Высыпали однажды у Кирюши на рожице прыщики. Угри юношеские, плавно перетекающие в фурункулы. Немного, впрочем: то на губе, то снова на губе, то вот на подбородке. Другой бы и ухом не повел. Но не таков Кирюша. Он юноша в общем симпатичный и сам о себе это знает. Конечно, не мешало ему быть и еще красивее, но это уж как бог дал. Однако прыщи он ни в коем случае не намерен был терпеть. Пожаловался мамочке, и та повела его в косметический кабинет. (Косметический, вслушайтесь! Уже здесь чуткое ухо улавливает веяние Космоса!) Косметичка, то есть косметологичка, на него глянула и, недолго думая, выписала лечение. Оно состояло из двух склянок, содержимым каковых Кирилл должен был утром и вечером протирать вышеупомянутую рожицу. Одно из них было непонятно что, другое же — непонятно что на эфире. Кирюша был в курсе, что раньше перед операциями усыпляли пациентов эфиром, и попробовал. И не пожалел — столь дивные звуки донеслись до него из неизведанных глубин собственного мозга, и столь глубокие истины открылись этими звуками!

Причем он, впервые в жизни эту музыку услышав, сразу же вспомнил, что слышал ее многократно, пожалуй, чаще любой музыки на свете. Или дольше. Наверное, подумал он, эти звуки слышала его душа до рождения, в вечности пренатального существования. А может быть, таков был звук тока крови в материнской утробе. После этого Кирюша наконец-то понял, что имел в виду Вячеслав Иванов, когда писал о символизме как о пробуждении ощущений непередаваемых, похожих порой на изначальное воспоминание, порой на далекое, смутное предчувствие, порой на трепет чьего-то знакомого и желанного приближения, переживаемых как непонятное расширение нашего личного состава и эмпирически-ограниченного самосознания.

То была воистину музыка Мирового Эфира, и в ней открывалась Мировая же истина. Это был величайший синтез искусства и познания. Кирюше это дело понравилось. Он стал совмещать его с принятием ванны. Подолгу сидел в горячей ванне и расширял сознание до пределов Вселенной.

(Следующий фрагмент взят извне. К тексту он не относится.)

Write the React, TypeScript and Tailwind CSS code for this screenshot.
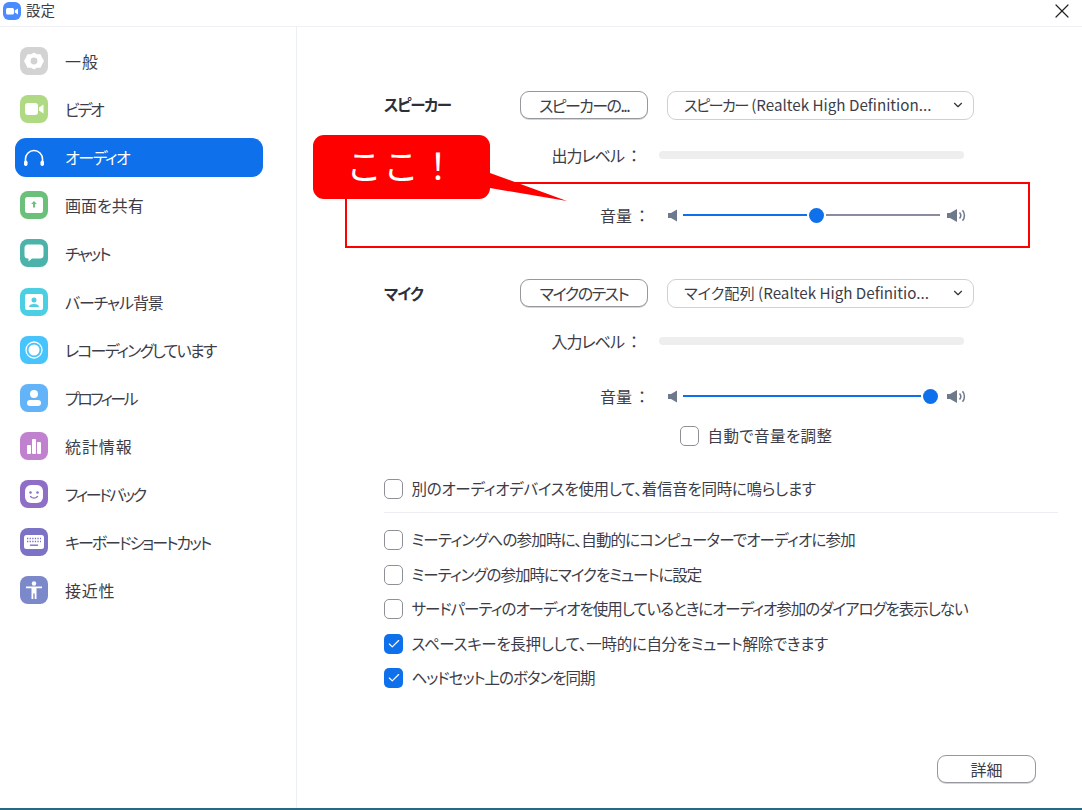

Так что, по гамбургскому счету, ему было плевать на пьянку — это ведь лишь так, слабое подобие настоящего восхитительного дурмана. Но и тем не менее! Возможность хрестоматийного маминого запрета прямо-таки отравляла всю радость Кирилловой жизни и ставила под угрозу самый ея смысл. Зачем все, если вот так просто-напросто — мамочка не велела? Нет, на это он пойтить не мог! Можно было закатить истерику, но не очень хотелось. Не то чтобы Кирилл не любил истерик. О, он их очень любил! Тот, кто испытал, что такое настоящая истерика, не может ее не любить. (Естественно, имеется в виду не чья-то чужая, чего вы стали пассивной жертвой или свидетелем, а именно собственная активная истерика, которую вы устраиваете жертвам и свидетелям.)